Bu küllî ubudiyeti en ileri derecede yapanlar kâinat ağacının en mükemmel meyveleri olan peygamberler ve özellikle Peygamber Efendimiz Hz. Muhammed (asm.)'dir.

“Maksad-ı âlâ ve ubudiyet-i küllîye” manalarıyla şu kutsî hadis arasında yakın bir ilgi vardır: “Sen olmasaydın ben felekleri yaratmazdım.” Nur Küllîyatı'nda insanın vazifesiyle ilgili birçok bahis mevcut. Bunların bir özeti olarak birkaç maddeyi takdim etmek isterim:

- Ruhuna bir İlâhî ikram olarak takılan, ilim, irade, görme, işitme gibi sıfatlarını Allah’ın sıfatlarını bilmeye bir vasıta olarak kullanmak. Kendi ruhundan İlahi sıfatları bilmek için açılan bu marifet pencerelerini iyi değerlendirmek.

- Akıl kuvvetini hikmet dairesinde, şehvet kuvvetini iffet dairesinde, gazap kuvvetini şecaat dairesinde kullanmak.

- Muhabbetini ancak Allah’a vermek ve mahlukatı da yine Onun namına, Onun isimlerine ayna olmaları, kemaline işaret etmeleri, cemalinden haber vermeleri cihetiyle sevmek.

- “İbadatın bütün enva’ına müstaid bir fıtratta” yaratıldığının şuurunda olup, bütün ibadet çeşitlerinin ayrı ayrı feyizlerinden azami ölçüde nasiplenmeye çalışmak.

- Kendisine verilen “kalb, sır, ruh, akıl hattâ hayal ve sair kuvvelerin hayat-ı ebediyeye yüzlerini çevirmek.” Böylece bunların her birini kendine mahsus ibadetiyle meşgul etmek.

- Duygularının her biriyle Allah’ın rahmet hazinelerinden birini açmak, ondan güzelce faydalanmak ve küllî şükretmek.

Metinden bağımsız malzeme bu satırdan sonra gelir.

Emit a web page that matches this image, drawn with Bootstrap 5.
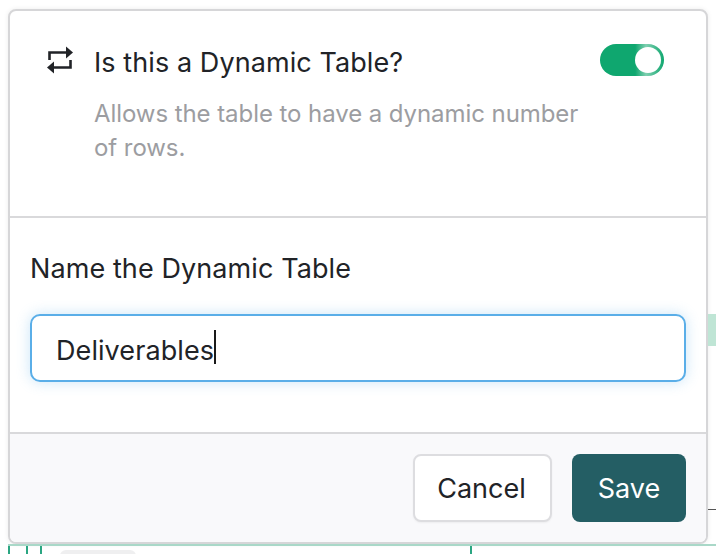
<!doctype html>
<html lang="en">
<head>
<meta charset="utf-8">
<title>Dynamic Table</title>
<link href="https://cdn.jsdelivr.net/npm/bootstrap@5.3.0/dist/css/bootstrap.min.css" rel="stylesheet">
<style>
html,body{height:554px;overflow:hidden;background:#fff}
body{font-family:Inter,"Liberation Sans",sans-serif;color:#212327;position:relative}
.sheet{margin:9px 0 0 8px;width:700px;height:535px;border:2px solid #d6d6d8;border-radius:8px;box-shadow:0 0 5px rgba(0,0,0,.08);overflow:hidden;background:#fff;display:flex;flex-direction:column}
.toprow{height:207px;padding:33px 42px 0 36px;border-bottom:2px solid #d9d9db;margin:0}
.swapicon{width:28px;height:30px;flex:none;margin-top:1px}
.q-title{font-size:27px;line-height:34px;margin:2px 0 0 20px;flex:1;letter-spacing:.08px}
.q-help{font-size:24px;line-height:34px;color:#9c9da1;margin:17px 0 0 48px;width:490px;letter-spacing:-.07px}
.toggle{width:64px!important;height:32px;margin:0!important;float:none!important;border:0!important;background:linear-gradient(90deg,#0fa76f 55%,#7fcfb0 72%,#0fa76f 100%)!important;position:relative;flex:none}
.toggle::after{content:"";position:absolute;right:3px;top:3px;width:26px;height:26px;border-radius:50%;background:#fff}
.switchwrap{padding:0;margin:0;min-height:0;display:flex}
.midrow{height:214px;padding:34px 20px 0 20px}
.name-label{font-size:27px;line-height:34px;margin:0 0 28px 0;display:block;letter-spacing:.09px}
.name-input{height:68px;font-size:27px;padding:5px 24px 0;color:#212327;border:2px solid #5aaee8!important;border-radius:10px;box-shadow:0 0 14px rgba(90,174,232,.32)!important;letter-spacing:.08px}
.name-wrap{position:relative}
.caretbar{position:absolute;left:184px;top:16px;width:2px;height:34px;background:#1a1a1a}
.footbar{flex:1;background:#f9f9fb;border-top:2px solid #d9d9db;padding:20px 20px 0 0;gap:20px}
.btn-x{font-size:27px;line-height:34px;height:68px;border-radius:8px;padding:1px 0 0}
.btn-cancel{width:139px;background:#fff;border:2px solid #dddde0;color:#212327;box-shadow:0 1px 2px rgba(0,0,0,.05);text-indent:-2px}
.btn-save{width:114px;background:#245e64;border:0;color:#fff}
.under{position:absolute;left:8px;right:0;top:544px;height:10px;border-top:2px solid #a9d8c8;display:flex}
.tick{width:2px;height:8px;background:#2ba682}
.t2{margin-left:16px}.t3{margin-left:12px}.t4{margin-left:428px}
.edge-mark{position:absolute;left:708px;top:314px;width:8px;height:32px;background:#bfe5d5}
.edge-line{position:absolute;left:708px;top:509px;width:8px;height:1px;background:#555}
.blob{position:absolute;left:52px;top:4px;width:76px;height:12px;border-radius:6px;background:#efeff0}
</style>
</head>
<body>
<div class="edge-mark"></div>
<div class="edge-line"></div>
<div class="under"><span class="tick"></span><span class="tick t2"></span><span class="tick t3"></span><span class="tick t4"></span><span class="blob"></span></div>
<div class="sheet">
  <div class="toprow">
    <div class="d-flex align-items-start">
      <svg class="swapicon" viewBox="0 0 28 30" aria-hidden="true"><path d="M3.500 15V7.500h19" fill="none" stroke="#212327" stroke-width="2.600"/><path d="M20 1.500l7 6-7 6z" fill="#212327"/><path d="M24.500 15v7.500H6" fill="none" stroke="#212327" stroke-width="2.600"/><path d="M8 16.500l-7 6 7 6z" fill="#212327"/></svg>
      <div class="q-title">Is this a Dynamic Table?</div>
      <div class="form-check form-switch switchwrap"><input class="form-check-input toggle" type="checkbox" role="switch" checked aria-label="Is this a Dynamic Table?"></div>
    </div>
    <p class="q-help">Allows the table to have a dynamic number of rows.</p>
  </div>
  <div class="midrow">
    <label class="name-label form-label" for="nm">Name the Dynamic Table</label>
    <div class="name-wrap"><input id="nm" class="form-control name-input" type="text" value="Deliverables"><span class="caretbar"></span></div>
  </div>
  <div class="footbar d-flex justify-content-end align-items-start">
    <button type="button" class="btn btn-x btn-cancel">Cancel</button>
    <button type="button" class="btn btn-x btn-save">Save</button>
  </div>
</div>
</body>
</html>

- Aczini ölçü alarak Allah’ın kudretini, fakrına bakaran Onun rahmetini, noksanlıklarını düşünerek Onun kemalini tefekkür etmek. Rabbini sonsuz kemal, rahmet ve kudret sahibi, kendi nefsini ise yine sonsuz aciz, fakir ve noksan bilmek.

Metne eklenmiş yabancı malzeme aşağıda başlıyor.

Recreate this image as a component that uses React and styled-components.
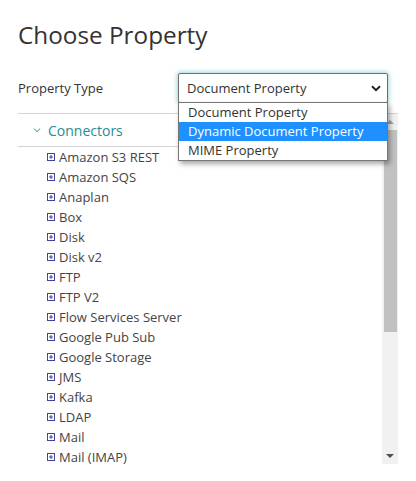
import React from "react";
import styled, { createGlobalStyle } from "styled-components";

const Global = createGlobalStyle`
  html, body { margin: 0; padding: 0; background: #fff; }
  body { font-family: "Open Sans", "Liberation Sans", sans-serif; color: #333; }
  * { box-sizing: border-box; }
`;

const Page = styled.div`
  padding: 19px 18px 0 18px;
  width: 416px;
`;

const Title = styled.h1`
  margin: 0;
  font-size: 24.3px;
  line-height: 32px;
  font-weight: 400;
  color: #333;
`;

const FieldRow = styled.div`
  display: grid;
  grid-template-columns: 160px 210px;
  align-items: center;
  margin-top: 22px;
`;

const Label = styled.label`
  font-size: 13px;
  color: #333;
`;

const SelectWrap = styled.div`
  position: relative;
`;

const SelectBox = styled.div`
  height: 30px;
  border: 1px solid #6f6f6f;
  border-radius: 2px;
  background: #fff;
  box-shadow: 0 0 4px 1px rgba(80, 175, 180, 0.55);
  display: flex;
  align-items: center;
  justify-content: space-between;
  padding: 0 6px 0 8px;
  font-size: 13px;
  color: #333;
`;

const Listbox = styled.ul`
  position: absolute;
  top: 29px;
  left: 0;
  right: 0;
  margin: 0;
  padding: 0;
  list-style: none;
  background: #fff;
  border: 1px solid #767676;
  box-shadow: 2px 3px 5px rgba(0, 0, 0, 0.35);
  z-index: 5;
`;

const Option = styled.li`
  height: 19px;
  line-height: 19px;
  padding-left: 9px;
  font-size: 13px;
  color: ${(p) => (p.$active ? "#fff" : "#333")};
  background: ${(p) => (p.$active ? "#1e90ff" : "transparent")};
`;

const Panel = styled.div`
  margin-top: 10px;
  border-top: 1px solid #d4d4d4;
  height: 351px;
  display: flex;
`;

const PanelBody = styled.div`
  flex: 1;
  min-width: 0;
  overflow: hidden;
`;

const Scrollbar = styled.div`
  width: 16px;
  flex: none;
  background: #f1f1f1;
  display: flex;
  flex-direction: column;
`;

const ScrollButton = styled.div`
  height: 16px;
  flex: none;
  display: flex;
  align-items: center;
  justify-content: center;
`;

const ScrollTrack = styled.div`
  flex: 1;
  padding: 0 1px 0 2px;
`;

const ScrollThumb = styled.div`
  height: 202px;
  background: #c1c1c1;
`;

const GroupHeader = styled.div`
  height: 33px;
  border-bottom: 1px solid #d4d4d4;
  display: flex;
  align-items: center;
  gap: 7px;
  padding-left: 15px;
  font-size: 14px;
  color: #2a8b95;
`;

const ItemList = styled.ul`
  margin: 0;
  padding: 0;
  list-style: none;
`;

const Item = styled.li`
  height: 20px;
  display: flex;
  align-items: center;
  gap: 4px;
  padding-left: 29px;
  font-size: 13px;
  color: #444;
  white-space: nowrap;
`;

const Chevron = () => (
  <svg width="8" height="6" viewBox="0 0 8 6">
    <path d="M0.8 1.5 L4 4.6 L7.2 1.5" fill="none" stroke="#2a8b95" strokeWidth="1" />
  </svg>
);

const SelectArrow = () => (
  <svg width="10" height="7" viewBox="0 0 10 7">
    <path d="M1 1.3 L5 5.2 L9 1.3" fill="none" stroke="#222" strokeWidth="2" />
  </svg>
);

const PlusIcon = () => (
  <svg width="8" height="8" viewBox="0 0 8 8" style={{ marginTop: -1 }}>
    <rect x="0.5" y="0.5" width="7" height="7" fill="#fff" stroke="#40429c" strokeWidth="1" />
    <path d="M2 4 H6 M4 2 V6" stroke="#40429c" strokeWidth="1" />
  </svg>
);

const Triangle = ({ up, color }) => (
  <svg width="8" height="4" viewBox="0 0 8 4">
    <path d={up ? "M0 4 L4 0 L8 4 Z" : "M0 0 L8 0 L4 4 Z"} fill={color} />
  </svg>
);

const connectors = [
  "Amazon S3 REST",
  "Amazon SQS",
  "Anaplan",
  "Box",
  "Disk",
  "Disk v2",
  "FTP",
  "FTP V2",
  "Flow Services Server",
  "Google Pub Sub",
  "Google Storage",
  "JMS",
  "Kafka",
  "LDAP",
  "Mail",
  "Mail (IMAP)",
];

const options = ["Document Property", "Dynamic Document Property", "MIME Property"];

export default function App() {
  return (
    <>
      <Global />
      <Page>
        <Title>Choose Property</Title>
        <FieldRow>
          <Label>Property Type</Label>
          <SelectWrap>
            <SelectBox>
              <span>Document Property</span>
              <SelectArrow />
            </SelectBox>
            <Listbox>
              {options.map((o, i) => (
                <Option key={o} $active={i === 1}>
                  {o}
                </Option>
              ))}
            </Listbox>
          </SelectWrap>
        </FieldRow>
        <Panel>
          <PanelBody>
            <GroupHeader>
              <Chevron />
              <span>Connectors</span>
            </GroupHeader>
            <ItemList>
              {connectors.map((c) => (
                <Item key={c}>
                  <PlusIcon />
                  <span>{c}</span>
                </Item>
              ))}
            </ItemList>
          </PanelBody>
          <Scrollbar>
            <ScrollButton>
              <Triangle up color="#a3a3a3" />
            </ScrollButton>
            <ScrollTrack>
              <ScrollThumb />
            </ScrollTrack>
            <ScrollButton>
              <Triangle color="#505050" />
            </ScrollButton>
          </Scrollbar>
        </Panel>
      </Page>
    </>
  );
}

- Ruhunu günahlardan, bedenini de her tüllü kirlerden, pisliklerden uzak tutarak İlahi huzura çıkmak.

- Kendini Allah’ın en mükemmel eseri olma cihetiyle meleklerin, ruhanilerin seyrine, temaşasına güzelce sunmak.

İşte insan bu gibi ulvî gayeler için yaratılmıştır. Ama ne yazık ki, bir çok insan, kendini unutmuş ve bu gayelerden gafil olarak sadece dünya hayatını rahat bir şekilde geçirmek için çabalar. Bütün kâinatın ibadetlerini temsil etme kabiliyetine sahip olduğu halde, sadece çevresindeki bir gurup insanın teveccühlerini kazanmayı ve kendisini onlara beğendirmeyi hayatına gaye edinir.

Bir süre sonra kendisi de, o insanlar da dünyadan göçüp gitmekte ve bütün bu gayeler de onun bedeniyle birlikte adeta toprağa gömülüp kaybolmaktalar.